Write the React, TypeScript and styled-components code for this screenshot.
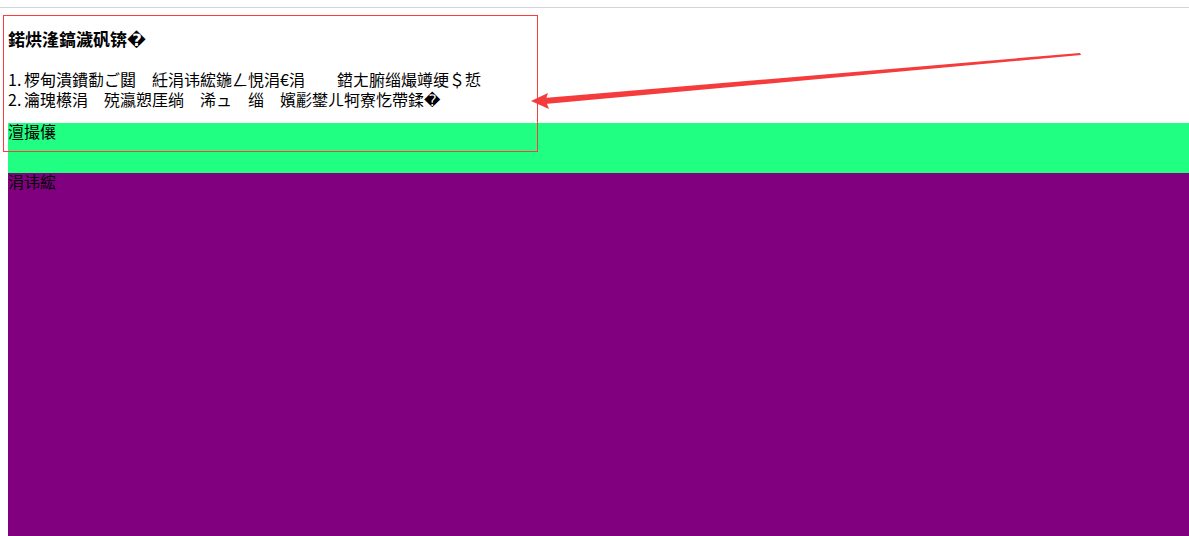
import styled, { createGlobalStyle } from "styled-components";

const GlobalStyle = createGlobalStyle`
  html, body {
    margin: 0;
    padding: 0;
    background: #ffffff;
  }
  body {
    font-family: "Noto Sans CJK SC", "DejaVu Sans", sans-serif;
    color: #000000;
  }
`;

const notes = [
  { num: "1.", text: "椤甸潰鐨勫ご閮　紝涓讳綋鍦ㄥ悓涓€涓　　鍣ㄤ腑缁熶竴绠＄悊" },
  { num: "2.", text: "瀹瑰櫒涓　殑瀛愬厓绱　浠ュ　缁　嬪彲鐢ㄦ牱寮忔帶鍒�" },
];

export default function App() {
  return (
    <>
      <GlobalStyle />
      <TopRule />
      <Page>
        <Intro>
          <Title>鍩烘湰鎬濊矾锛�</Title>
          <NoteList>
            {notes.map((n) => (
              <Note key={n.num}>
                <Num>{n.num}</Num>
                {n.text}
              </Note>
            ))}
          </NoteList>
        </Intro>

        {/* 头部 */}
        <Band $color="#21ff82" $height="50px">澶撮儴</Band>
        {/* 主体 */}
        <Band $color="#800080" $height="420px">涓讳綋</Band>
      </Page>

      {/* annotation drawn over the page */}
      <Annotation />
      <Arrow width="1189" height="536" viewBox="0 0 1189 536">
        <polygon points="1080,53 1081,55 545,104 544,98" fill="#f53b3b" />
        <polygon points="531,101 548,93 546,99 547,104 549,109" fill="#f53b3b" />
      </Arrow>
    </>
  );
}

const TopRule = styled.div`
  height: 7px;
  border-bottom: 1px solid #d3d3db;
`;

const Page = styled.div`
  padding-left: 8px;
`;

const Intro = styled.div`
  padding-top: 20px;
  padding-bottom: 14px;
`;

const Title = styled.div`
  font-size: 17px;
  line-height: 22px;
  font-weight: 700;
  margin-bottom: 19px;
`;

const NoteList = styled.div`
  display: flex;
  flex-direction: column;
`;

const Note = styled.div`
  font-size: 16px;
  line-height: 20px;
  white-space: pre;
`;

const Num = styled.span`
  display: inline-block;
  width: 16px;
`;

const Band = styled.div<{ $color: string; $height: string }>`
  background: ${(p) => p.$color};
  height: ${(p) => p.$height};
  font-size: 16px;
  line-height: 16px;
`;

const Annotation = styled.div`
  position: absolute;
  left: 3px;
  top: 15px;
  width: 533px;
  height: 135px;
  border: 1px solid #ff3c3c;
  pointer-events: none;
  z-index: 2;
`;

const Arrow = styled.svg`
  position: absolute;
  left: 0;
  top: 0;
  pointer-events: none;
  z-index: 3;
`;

PROBLEM |
Reproduce the full material exactly, excluding the pictures.

ANSWER |
Write the React, TypeScript and styled-components code for this screenshot.
import styled, { createGlobalStyle } from "styled-components";

const GlobalStyle = createGlobalStyle`
  html, body {
    margin: 0;
    padding: 0;
    background: #ffffff;
  }
  body {
    font-family: "Noto Sans CJK SC", "DejaVu Sans", sans-serif;
    color: #000000;
  }
`;

const notes = [
  { num: "1.", text: "椤甸潰鐨勫ご閮　紝涓讳綋鍦ㄥ悓涓€涓　　鍣ㄤ腑缁熶竴绠＄悊" },
  { num: "2.", text: "瀹瑰櫒涓　殑瀛愬厓绱　浠ュ　缁　嬪彲鐢ㄦ牱寮忔帶鍒�" },
];

export default function App() {
  return (
    <>
      <GlobalStyle />
      <TopRule />
      <Page>
        <Intro>
          <Title>鍩烘湰鎬濊矾锛�</Title>
          <NoteList>
            {notes.map((n) => (
              <Note key={n.num}>
                <Num>{n.num}</Num>
                {n.text}
              </Note>
            ))}
          </NoteList>
        </Intro>

        {/* 头部 */}
        <Band $color="#21ff82" $height="50px">澶撮儴</Band>
        {/* 主体 */}
        <Band $color="#800080" $height="420px">涓讳綋</Band>
      </Page>

      {/* annotation drawn over the page */}
      <Annotation />
      <Arrow width="1189" height="536" viewBox="0 0 1189 536">
        <polygon points="1080,53 1081,55 545,104 544,98" fill="#f53b3b" />
        <polygon points="531,101 548,93 546,99 547,104 549,109" fill="#f53b3b" />
      </Arrow>
    </>
  );
}

const TopRule = styled.div`
  height: 7px;
  border-bottom: 1px solid #d3d3db;
`;

const Page = styled.div`
  padding-left: 8px;
`;

const Intro = styled.div`
  padding-top: 20px;
  padding-bottom: 14px;
`;

const Title = styled.div`
  font-size: 17px;
  line-height: 22px;
  font-weight: 700;
  margin-bottom: 19px;
`;

const NoteList = styled.div`
  display: flex;
  flex-direction: column;
`;

const Note = styled.div`
  font-size: 16px;
  line-height: 20px;
  white-space: pre;
`;

const Num = styled.span`
  display: inline-block;
  width: 16px;
`;

const Band = styled.div<{ $color: string; $height: string }>`
  background: ${(p) => p.$color};
  height: ${(p) => p.$height};
  font-size: 16px;
  line-height: 16px;
`;

const Annotation = styled.div`
  position: absolute;
  left: 3px;
  top: 15px;
  width: 533px;
  height: 135px;
  border: 1px solid #ff3c3c;
  pointer-events: none;
  z-index: 2;
`;

const Arrow = styled.svg`
  position: absolute;
  left: 0;
  top: 0;
  pointer-events: none;
  z-index: 3;
`;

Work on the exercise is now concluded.